Press-Gazette: Combat journalist to visit UWGB

Kevin Sites to speak on ‘World of Conflict’

By Kelly McBride
kmcbride@greenbaypressgazette.com
October 1, 2008

Link to original article here.

A renowned war correspondent will visit the University of Wisconsin-Green Bay today and Thursday in hopes of getting students and the community to further open their eyes to the world around them.

Kevin Sites will screen his documentary, “A World of Conflict,” and lead a discussion from 8 to 9:30 p.m. today in the Phoenix rooms of the University Union.

Thursday, Sites will deliver a lecture and presentation at the same time and place.

Sites has traveled the world as a solo journalist or “so-jo,” meaning he works without a crew to record video, write, edit and transmit multimedia reports. He was Yahoo!’s first war correspondent, and has authored a book, “In the Hot Zone: One Man, One Year, Twenty Wars.”

Working in combat zones has taught Sites about the true nature of war, he said Tuesday in a phone interview. It’s a hard-learned lesson that war’s most dramatic moments aren’t necessarily synonymous with its lasting impacts, he said.

“War should be defined not as combat, but as collateral damage,” he said, referring to civilian casualties and hardships that often far outlast a conflict. “… It is that collateral damage which is the lasting legacy and the biggest part of it.”

Sites’ job in a war zone is to seek and report the truth, he said, even if it’s unpalatable or unpopular. He received countless death threats after his video of a U.S. Marine shooting a wounded Iraqi insurgent in a Fallujah mosque circulated in 2004.
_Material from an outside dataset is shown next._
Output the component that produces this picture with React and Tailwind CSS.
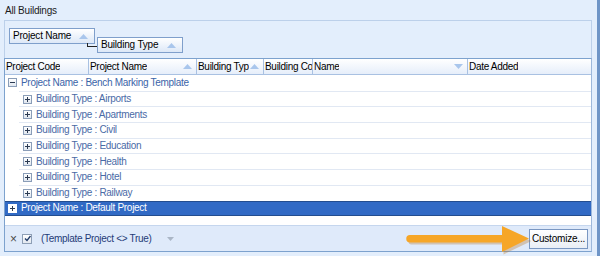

Objectivity in such situations can be difficult, Sites said, because to a certain extent he’s become friends with military personnel he’s covered. But his ultimate obligation is to his work.

“I never felt like I was betraying them, because I wasn’t — they live by a code of principles as well,” he said. “What happened in that mosque was not an example of them living by their principles.”

Sites’ campus visit is part of UWGB’s new Common Theme initiative, a yearlong program geared toward engaging the campus and community in the ideals of a liberal arts education and the school’s interdisciplinary mission.

This year’s Common Theme is “Waging War, Waging Peace.”

Whether a student who hasn’t had a chance to travel or a faculty member who’s seen the world, the Common Theme and Sites’ insights are widely applicable, said Brenda Amenson-Hill, assistant dean for campus life.

“Even the really well-traveled faculty and staff,” she said, “actually those are some of the people that want to continue learning the most. We can all keep learning.”